Je lisais hier Le respect des femmes de Sarah Kaufman, étude qui fait glisser avec ironie le respect de la femme vers la femme tenue en respect. J’ai pensé que le père de Catherine Weinzaepflen était, dans ce récit, tenu en respect. Car le discours essentiel ici pour l’autrice alsacienne, c’est de discourir le « Elle ». Elle et l’enfance. Elle et la lutte. Elle et l’écriture. Elle et le monde. Elle et le temps. Sans vie mode d’emploi, mais plutôt vie en mode de connaissance. Ainsi, elle et le père. J’ai revu aussi, en même temps que le livre de Sarah Kaufman, le film White Material, de Claire Denis. Là également, l’Afrique, et la relation à la violence entre les personnes.

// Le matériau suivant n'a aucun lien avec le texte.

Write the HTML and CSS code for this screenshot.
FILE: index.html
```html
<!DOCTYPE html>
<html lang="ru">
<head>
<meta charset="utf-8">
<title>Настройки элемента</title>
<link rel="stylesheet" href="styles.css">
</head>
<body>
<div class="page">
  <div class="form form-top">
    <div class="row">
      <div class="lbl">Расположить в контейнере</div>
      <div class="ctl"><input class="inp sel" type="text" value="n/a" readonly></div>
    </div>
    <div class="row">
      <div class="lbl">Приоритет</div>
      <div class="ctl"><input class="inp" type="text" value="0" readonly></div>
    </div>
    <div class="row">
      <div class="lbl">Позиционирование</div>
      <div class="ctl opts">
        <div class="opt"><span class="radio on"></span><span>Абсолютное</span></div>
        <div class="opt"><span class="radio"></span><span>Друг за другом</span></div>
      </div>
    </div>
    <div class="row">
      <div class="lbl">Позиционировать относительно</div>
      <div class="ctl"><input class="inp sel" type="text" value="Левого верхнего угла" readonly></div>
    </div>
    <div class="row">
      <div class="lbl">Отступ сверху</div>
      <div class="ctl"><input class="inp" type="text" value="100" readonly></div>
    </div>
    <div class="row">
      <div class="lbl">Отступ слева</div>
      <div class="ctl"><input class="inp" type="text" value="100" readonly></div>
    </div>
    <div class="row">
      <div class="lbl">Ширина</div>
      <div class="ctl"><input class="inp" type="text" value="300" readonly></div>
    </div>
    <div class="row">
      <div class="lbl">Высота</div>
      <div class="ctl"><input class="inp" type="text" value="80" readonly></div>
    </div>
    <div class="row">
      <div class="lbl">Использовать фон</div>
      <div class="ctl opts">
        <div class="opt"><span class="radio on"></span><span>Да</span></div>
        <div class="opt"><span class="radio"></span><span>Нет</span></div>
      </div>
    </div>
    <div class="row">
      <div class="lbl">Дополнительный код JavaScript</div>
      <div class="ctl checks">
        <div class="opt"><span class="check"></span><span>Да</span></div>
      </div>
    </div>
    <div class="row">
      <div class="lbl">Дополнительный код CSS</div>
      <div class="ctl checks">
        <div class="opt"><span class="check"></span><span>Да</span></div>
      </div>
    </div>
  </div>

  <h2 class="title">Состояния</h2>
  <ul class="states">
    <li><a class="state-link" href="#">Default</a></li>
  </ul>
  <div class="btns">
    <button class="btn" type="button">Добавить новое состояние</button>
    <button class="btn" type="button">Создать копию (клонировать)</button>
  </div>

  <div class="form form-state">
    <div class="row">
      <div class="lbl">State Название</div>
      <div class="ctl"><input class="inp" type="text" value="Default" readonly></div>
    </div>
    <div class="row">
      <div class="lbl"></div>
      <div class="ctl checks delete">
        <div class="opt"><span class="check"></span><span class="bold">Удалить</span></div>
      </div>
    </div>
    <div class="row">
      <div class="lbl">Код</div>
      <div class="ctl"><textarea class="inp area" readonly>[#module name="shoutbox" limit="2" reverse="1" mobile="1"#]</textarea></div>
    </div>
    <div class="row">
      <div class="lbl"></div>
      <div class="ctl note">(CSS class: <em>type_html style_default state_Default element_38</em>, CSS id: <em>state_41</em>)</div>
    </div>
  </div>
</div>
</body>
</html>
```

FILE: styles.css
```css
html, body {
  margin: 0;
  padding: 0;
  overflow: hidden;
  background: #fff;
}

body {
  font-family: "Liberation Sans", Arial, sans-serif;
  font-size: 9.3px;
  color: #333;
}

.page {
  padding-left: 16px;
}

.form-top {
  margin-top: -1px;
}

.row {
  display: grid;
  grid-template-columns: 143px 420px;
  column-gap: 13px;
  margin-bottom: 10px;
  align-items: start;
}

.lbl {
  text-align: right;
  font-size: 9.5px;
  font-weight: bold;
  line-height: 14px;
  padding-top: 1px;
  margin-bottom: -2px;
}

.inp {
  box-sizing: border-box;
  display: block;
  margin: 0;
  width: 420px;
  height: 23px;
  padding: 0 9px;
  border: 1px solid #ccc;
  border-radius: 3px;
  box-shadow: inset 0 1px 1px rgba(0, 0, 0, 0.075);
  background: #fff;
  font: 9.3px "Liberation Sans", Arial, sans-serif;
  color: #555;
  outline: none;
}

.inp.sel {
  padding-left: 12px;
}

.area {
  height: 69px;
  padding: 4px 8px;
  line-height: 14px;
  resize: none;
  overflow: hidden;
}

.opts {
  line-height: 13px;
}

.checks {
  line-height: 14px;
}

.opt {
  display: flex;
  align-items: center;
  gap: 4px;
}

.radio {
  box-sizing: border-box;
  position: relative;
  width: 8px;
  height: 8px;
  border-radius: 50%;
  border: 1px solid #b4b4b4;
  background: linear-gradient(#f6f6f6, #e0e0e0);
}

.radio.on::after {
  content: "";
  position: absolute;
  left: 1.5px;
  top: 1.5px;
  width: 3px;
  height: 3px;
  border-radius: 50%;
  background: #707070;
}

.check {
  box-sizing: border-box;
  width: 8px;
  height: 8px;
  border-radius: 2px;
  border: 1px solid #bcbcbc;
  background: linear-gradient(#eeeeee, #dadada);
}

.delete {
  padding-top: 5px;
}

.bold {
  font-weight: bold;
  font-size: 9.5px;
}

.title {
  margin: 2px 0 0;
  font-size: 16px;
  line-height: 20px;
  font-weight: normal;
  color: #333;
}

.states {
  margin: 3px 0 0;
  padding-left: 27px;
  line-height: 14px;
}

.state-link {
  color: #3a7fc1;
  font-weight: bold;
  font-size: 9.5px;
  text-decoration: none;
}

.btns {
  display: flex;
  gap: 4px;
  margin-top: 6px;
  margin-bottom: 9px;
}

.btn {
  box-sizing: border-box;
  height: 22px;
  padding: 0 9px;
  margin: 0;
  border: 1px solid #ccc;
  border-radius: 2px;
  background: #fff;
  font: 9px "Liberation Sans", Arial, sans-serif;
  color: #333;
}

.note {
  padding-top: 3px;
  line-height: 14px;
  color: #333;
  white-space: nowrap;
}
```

Autre intrigue, c’est la D. qui ne rappelle pas à mon sens le K de Kafka, mais le K de Buzzati, serpent de mer froid et introuvable, mortel et invisible. Par ailleurs, ce journal de résistance ne relate aucun dialogue. Il n’est que parole de l’énonciatrice, une parole d’une seule parole, parole qui n’est pas parole, mais parole écrite. C’est la parleuse du livre qui nous conduit vers elle-même. L’esprit et la lettre ? Ce mode de narration ressemble aux cercles que fait la buse pour aller chercher sa proie. Dans le livre, le père joue peut-être le rôle de la proie. Ou plus simplement, le père joue le rôle de point de fuite, de point de vue, de focale. Et au travers des cercles concentriques de l’écrivaine, c’est l’enfant qui triomphe, le « Elle » qui s’étoffera plus tard grâce à une cure psychanalytique. Et avec ou sans cure, nous voyons les paysages, l’Afrique, la femme, les femmes, le père, la D. honnie, des personnes qui transitent dans la vie de la poétesse, ses copines, sa vraie mère, et des mots, du langage (cet inconscient organisé comme une grammaire). Pour que, tout à la fin, l’écrivaine devienne « mère à quarante ans ».
Ce doit être le propre de l’adolescence de se construire secrètement, sans pouvoir dire sa pensée, sans pouvoir parler, alors que les parents ont sur nous pouvoir de vie et de mort.
Quand j’ai onze ans l’Afrique est le premier envoûtement de ma vie. Sa sauvagerie, sa chaleur, sa beauté. Je n’y suis pas retournée depuis des décennies et pourtant je reste « africaine ».
Quand j’ai onze ans j’écris dans un grand cahier à couverture marbrée vert et noir. Ce n’est pas un journal intime, l’idée même de journal intime m’est insupportable (ma mère remplit mille carnets et cahiers sur ce mode, sa vie durant). Le grand cahier est un journal de résistance. Quand j’ai onze ans la poésie m’apparaît comme une forme codée à l’abri de vos intrusions.
Quand j’ai onze ans je n’ai que des ratés avec toutes sortes d’animaux. Ma mère ne m’en accorde aucun, hormis le poisson rouge qu’elle réussit à faire mourir pendant mon absence, et qu’elle remplace ensuite en prétendant que les poissons rouges changent de couleur (je lui ai fait remarquer que mon poisson a une tache noire à la tête qu’il n’avait pas avant mon départ).